Ook acht de rechtbank van belang dat niet is gebleken dat eiseres (financieel) nadeel heeft ondervonden doordat verweerder heeft besloten terug te komen op de toezegging haar te bevorderen naar schaal 13. Eiseres is die functie gaan vervullen, alleen is haar het financieel voordeel ontnomen dat haar was voorgehouden. Ter zitting heeft eiseres verklaard dat ook als zij zou hebben geweten dat de functie van behandelcoördinator schaal 12 was geweest, zij die functie zou hebben aanvaard omdat de inhoud haar aanspreekt.
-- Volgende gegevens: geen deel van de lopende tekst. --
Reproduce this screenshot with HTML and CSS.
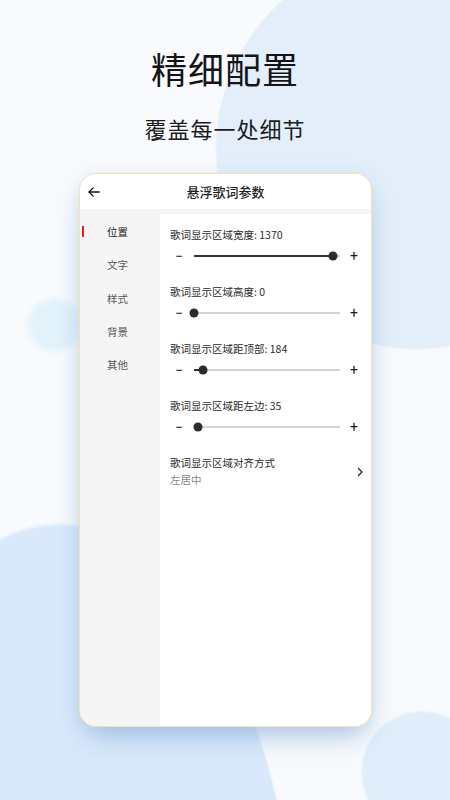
FILE: index.html
```html
<!DOCTYPE html>
<html lang="zh-CN">
<head>
    <meta charset="UTF-8">
    <title>精细配置</title>
    <link rel="stylesheet" href="styles.css">
</head>
<body>
    <div class="hero">
        <h1 class="hero-title">精细配置</h1>
        <p class="hero-sub">覆盖每一处细节</p>
    </div>

    <div class="card">
        <div class="card-header">
            <svg class="back" width="14" height="14" viewBox="0 0 24 24" fill="none" stroke="#111" stroke-width="2.2" stroke-linecap="round" stroke-linejoin="round">
                <path d="M21 12H3.5"/>
                <path d="M10.5 5l-7 7 7 7"/>
            </svg>
            <span class="card-title">悬浮歌词参数</span>
        </div>

        <div class="card-body">
            <ul class="side">
                <li class="side-item active">位置</li>
                <li class="side-item">文字</li>
                <li class="side-item">样式</li>
                <li class="side-item">背景</li>
                <li class="side-item">其他</li>
            </ul>

            <div class="panel">
                <div class="setting">
                    <div class="label">歌词显示区域宽度: 1370</div>
                    <div class="slider">
                        <span class="step">−</span>
                        <div class="track">
                            <div class="fill" style="width: 95.1%"></div>
                            <div class="thumb" style="left: 95.1%"></div>
                        </div>
                        <span class="step">+</span>
                    </div>
                </div>

                <div class="setting">
                    <div class="label">歌词显示区域高度: 0</div>
                    <div class="slider">
                        <span class="step">−</span>
                        <div class="track">
                            <div class="fill" style="width: 0%"></div>
                            <div class="thumb" style="left: 0%"></div>
                        </div>
                        <span class="step">+</span>
                    </div>
                </div>

                <div class="setting">
                    <div class="label">歌词显示区域距顶部: 184</div>
                    <div class="slider">
                        <span class="step">−</span>
                        <div class="track">
                            <div class="fill" style="width: 6.1%"></div>
                            <div class="thumb" style="left: 6.1%"></div>
                        </div>
                        <span class="step">+</span>
                    </div>
                </div>

                <div class="setting">
                    <div class="label">歌词显示区域距左边: 35</div>
                    <div class="slider">
                        <span class="step">−</span>
                        <div class="track">
                            <div class="fill" style="width: 2.6%"></div>
                            <div class="thumb" style="left: 2.6%"></div>
                        </div>
                        <span class="step">+</span>
                    </div>
                </div>

                <div class="option">
                    <div>
                        <div class="label">歌词显示区域对齐方式</div>
                        <div class="option-value">左居中</div>
                    </div>
                    <svg class="chevron" width="8" height="10" viewBox="0 0 8 10" fill="none" stroke="#222" stroke-width="1.3" stroke-linecap="round" stroke-linejoin="round">
                        <path d="M2.5 1.5L6 5 2.5 8.5"/>
                    </svg>
                </div>
            </div>
        </div>
    </div>
</body>
</html>
```

FILE: styles.css
```css
* {
    box-sizing: border-box;
}

html, body {
    height: 100%;
}

body {
    margin: 0;
    font-family: "Noto Sans CJK SC", "Noto Sans", sans-serif;
    color: #222;
    overflow: hidden;
    background-color: #f8fafd;
    background-image:
        radial-gradient(circle 31px at 55px 325px, #e2f2fb 70%, rgba(226, 242, 251, 0) 100%),
        radial-gradient(circle 62px at 422px 772px, #e0eefb 95%, rgba(224, 238, 251, 0) 100%),
        radial-gradient(ellipse 240px 478px at 60px 1000px, #d9e9fb 0%, #d9e9fb 99%, rgba(217, 233, 251, 0) 100%),
        radial-gradient(circle 201px at 416px 149px, #e3eefa 99%, rgba(227, 238, 250, 0) 100%);
}

.hero {
    padding-top: 44px;
    text-align: center;
}

.hero-title {
    margin: 0;
    font-size: 36px;
    line-height: 48px;
    font-weight: 400;
    letter-spacing: 1px;
    color: #141414;
}

.hero-sub {
    margin: 21px 0 0;
    font-size: 22px;
    line-height: 30px;
    letter-spacing: 1px;
    color: #1c1c1c;
}

.card {
    width: 293px;
    height: 554px;
    margin: 30px 0 0 79px;
    background: #f5f5f5;
    border: 1px solid #f2e3b1;
    border-radius: 17px;
    overflow: hidden;
    display: flex;
    flex-direction: column;
    box-shadow: 0 16px 28px -8px rgba(120, 160, 210, 0.55), 0 4px 18px rgba(160, 190, 225, 0.25);
}

.card-header {
    height: 35px;
    background: #fff;
    display: flex;
    align-items: center;
    justify-content: center;
    position: relative;
}

.back {
    position: absolute;
    left: 7px;
    top: 11px;
}

.card-title {
    font-size: 13px;
    font-weight: 500;
    color: #1e1e1e;
}

.card-body {
    flex: 1;
    display: flex;
}

.side {
    list-style: none;
    margin: 0;
    padding: 6px 5px 0 0;
    width: 80px;
}

.side-item {
    height: 33.3px;
    line-height: 33px;
    font-size: 10.5px;
    color: #555;
    text-align: center;
    position: relative;
}

.side-item.active {
    color: #222;
}

.side-item.active::before {
    content: "";
    position: absolute;
    left: 2px;
    top: 11px;
    width: 2px;
    height: 11px;
    background: #f01b1b;
}

.panel {
    flex: 1;
    margin-top: 5px;
    background: #fff;
    border-top-left-radius: 4px;
    padding: 14px 8px 0 10px;
}

.setting {
    margin-bottom: 19px;
}

.label {
    font-size: 10.5px;
    line-height: 14px;
    color: #2a2a2a;
}

.slider {
    display: flex;
    align-items: center;
    height: 20px;
    margin-top: 4px;
}

.step {
    width: 18px;
    text-align: center;
    font-family: Roboto, sans-serif;
    font-size: 14px;
    line-height: 20px;
    color: #1a1a1a;
}

.track {
    flex: 1;
    height: 1.5px;
    margin: 0 5px 0 6px;
    background: #d4d4d4;
    position: relative;
}

.fill {
    height: 100%;
    background: #333;
}

.thumb {
    position: absolute;
    top: 50%;
    width: 9px;
    height: 9px;
    border-radius: 50%;
    background: #2b2b2b;
    transform: translate(-50%, -50%);
}

.option {
    display: flex;
    align-items: center;
    justify-content: space-between;
}

.option-value {
    margin-top: 3px;
    font-size: 10.5px;
    line-height: 14px;
    color: #888;
}

.chevron {
    margin-right: -1px;
}
```
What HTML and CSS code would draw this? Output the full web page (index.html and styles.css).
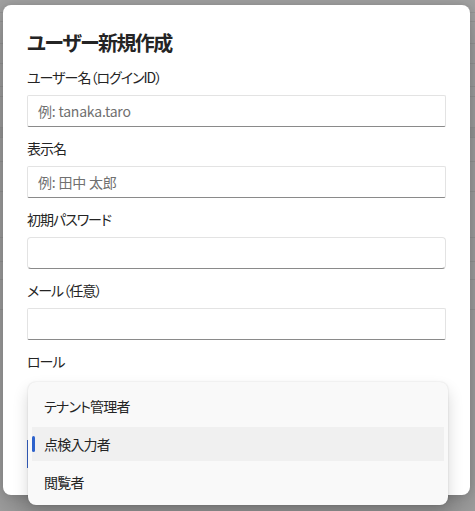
FILE: index.html
```html
<!DOCTYPE html>
<html lang="ja">
<head>
<meta charset="utf-8">
<title>ユーザー新規作成</title>
<link rel="stylesheet" href="styles.css">
</head>
<body>
<div class="page">
  <div class="bg-table">
    <div class="bg-row h13"></div>
    <div class="bg-row h9"></div>
    <div class="bg-row h22"></div>
    <div class="bg-row h20"></div>
    <div class="bg-row h23"></div>
    <div class="bg-row h10"></div>
    <div class="bg-row h31"></div>
    <div class="bg-row h10 dark"></div>
    <div class="bg-row h24"></div>
    <div class="bg-row h30"></div>
    <div class="bg-row h46"></div>
    <div class="bg-row h24"></div>
    <div class="bg-row h18"></div>
    <div class="bg-row h30"></div>
  </div>

  <div class="dialog" role="dialog" aria-label="ユーザー新規作成">
    <h2 class="title">ユーザー新規作成</h2>

    <div class="field">
      <label class="label">ユーザー名（ログインID）</label>
      <div class="input"><span class="placeholder">例: tanaka.taro</span></div>
    </div>

    <div class="field">
      <label class="label">表示名</label>
      <div class="input"><span class="placeholder">例: 田中 太郎</span></div>
    </div>

    <div class="field">
      <label class="label">初期パスワード</label>
      <div class="input rounded"></div>
    </div>

    <div class="field">
      <label class="label">メール（任意）</label>
      <div class="input"></div>
    </div>

    <div class="field">
      <label class="label">ロール</label>
      <div class="dropdown"></div>
    </div>

    <div class="actions">
      <div class="primary-btn" aria-label="作成"></div>
    </div>
  </div>

  <div class="menu" role="listbox">
    <div class="option">テナント管理者</div>
    <div class="option active"><span class="indicator"></span>点検入力者</div>
    <div class="option">閲覧者</div>
  </div>
</div>
</body>
</html>
```

FILE: styles.css
```css
* { box-sizing: border-box; }

html, body {
  margin: 0;
  padding: 0;
}

body {
  width: 475px;
  height: 511px;
  overflow: hidden;
  background: #a1a1a1;
  font-family: "Noto Sans CJK JP", "Noto Sans", sans-serif;
  font-feature-settings: "palt";
  color: #242424;
}

.page {
  position: relative;
  width: 475px;
  height: 511px;
}

.bg-table {
  display: flex;
  flex-direction: column;
}

.bg-row {
  border-bottom: 1px solid #969696;
}
.bg-row.dark { background: #9a9a9a; }
.h9 { height: 9px; }
.h10 { height: 10px; }
.h13 { height: 13px; }
.h18 { height: 18px; }
.h20 { height: 20px; }
.h22 { height: 22px; }
.h23 { height: 23px; }
.h24 { height: 24px; }
.h30 { height: 30px; }
.h31 { height: 31px; }
.h46 { height: 46px; }

.dialog {
  position: absolute;
  left: 3px;
  top: 5px;
  width: 467px;
  height: 490px;
  background: #ffffff;
  border-radius: 8px;
  padding: 24px;
  box-shadow: 0 0 8px rgba(0,0,0,0.12), 0 14px 28px rgba(0,0,0,0.22);
  display: flex;
  flex-direction: column;
}

.title {
  margin: 0 0 10px;
  font-size: 20px;
  line-height: 28px;
  font-weight: 700;
  letter-spacing: -1.6px;
}

.field {
  display: flex;
  flex-direction: column;
  margin-bottom: 11px;
}

.label {
  font-size: 14px;
  line-height: 20px;
  margin-bottom: 8px;
  letter-spacing: -1px;
}

.input {
  height: 32px;
  border: 1px solid #e3e3e3;
  border-bottom-color: #8a8a8a;
  border-radius: 2px;
  display: flex;
  align-items: center;
  padding: 0 10px;
}
.input.rounded { border-radius: 4px; }

.placeholder {
  font-size: 14px;
  color: #707070;
  letter-spacing: -0.2px;
}

.dropdown {
  height: 32px;
}

.actions {
  display: flex;
  margin-top: 18px;
}

.primary-btn {
  width: 96px;
  height: 28px;
  background: #3562c6;
}

.menu {
  position: absolute;
  left: 28px;
  top: 382px;
  width: 420px;
  height: 123px;
  background: #f9f9f9;
  border-radius: 8px;
  padding: 7px 4px 6px;
  display: flex;
  flex-direction: column;
  gap: 4px;
  box-shadow: 0 0 2px rgba(0,0,0,0.14), 0 8px 16px rgba(0,0,0,0.16);
}

.option {
  position: relative;
  height: 34px;
  padding-left: 12px;
  display: flex;
  align-items: center;
  font-size: 14px;
  letter-spacing: -0.8px;
  color: #242424;
}

.option.active {
  background: #f0f0f0;
}

.indicator {
  position: absolute;
  left: 0;
  top: 9px;
  width: 3px;
  height: 16px;
  border-radius: 2px;
  background: #2d62cc;
}
```
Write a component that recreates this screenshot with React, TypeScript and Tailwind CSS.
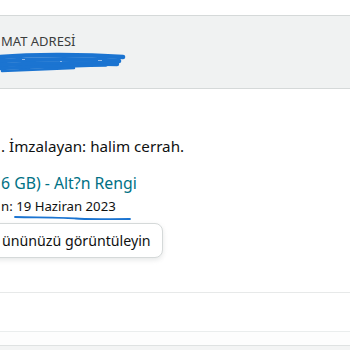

Wel zou zij met verweerder over de beloning hebben onderhandeld. Niet is gebleken dat eiseres gedurende de periode van 10 maart 2014 tot augustus 2014, een aanbod om een andere functie op schaal 13 te vervullen heeft afgewezen vanwege de door verweerder gedane toezegging eiseres te zullen bevorderen naar schaal 13.
De rechtbank acht voorts van betekenis dat verweerder voor de gemaakte fout eiseres heeft gecompenseerd door haar in schaal 12 twee extra periodieken toe te kennen.
Gelet op het voorgaande is de rechtbank van oordeel dat verweerder in redelijkheid heeft kunnen terugkomen op de door hem gedane toezegging.
17.5
Wat betreft de informatieverstrekking stelt de rechtbank vast dat bij brief van 2 september 2013 de directeur Gevangeniswezen, de directeuren van de penitentiaire inrichtingen heeft geïnformeerd over de vaststelling van het functielandschap bij de PPC’s. In de functielijst staat vermeld dat de functie van behandelcoördinator, functietypering Functie Gebouw Rijk (FGR) Medicus/gedragswetenschapper, is gewaardeerd op schaal 12 van het BBRA. Hiermee is formeel vastgesteld dat de functie in schaal 12 is gewaardeerd. Vast staat dat die informatie pas later op intranet is aangepast. Dat er op intranet enige tijd onjuiste informatie heeft gestaan over de waardering van de functie behandelcoördinator is echter niet zodanig zwaarwegend dat verweerder reeds daarom gehouden zou zijn om de op die onjuiste informatie gebaseerde toezegging gestand te doen. Hierbij neemt de rechtbank ook in aanmerking dat eiseres eigenlijk al in juli 2014, toen de vacature van behandelcoördinator schaal 12 bekend werd gemaakt, had kunnen vermoeden dat aan haar in maart 2014 onjuiste informatie over de waardering van die functie was verstrekt.
17.6
Het beroep van eiseres op het gelijkheidsbeginsel kan niet slagen nu eiseres niet concreet heeft onderbouwd in welke gevallen verweerder na 1 september 2013 medewerkers heeft benoemd in de functie behandelcoördinator en heeft bevorderd naar schaal 13.
18. Het beroep is ongegrond.
19. Voor een proceskostenveroordeling bestaat geen aanleiding.

Beslissing

De rechtbank verklaart het beroep ongegrond.
Deze uitspraak is gedaan door mr. B. Meijer, rechter, in aanwezigheid van mr. B.J. Platenburg, griffier. De beslissing is in het openbaar uitgesproken op 31 maart 2016.

Rechtsmiddel

Tegen deze uitspraak kan binnen zes weken na de dag van verzending daarvan hoger beroep worden ingesteld bij de Centrale Raad van Beroep. Als hoger beroep is ingesteld, kan bij de voorzieningenrechter van de hogerberoepsrechter worden verzocht om het treffen van een voorlopige voorziening of om het opheffen of wijzigen van een bij deze uitspraak getroffen voorlopige voorziening.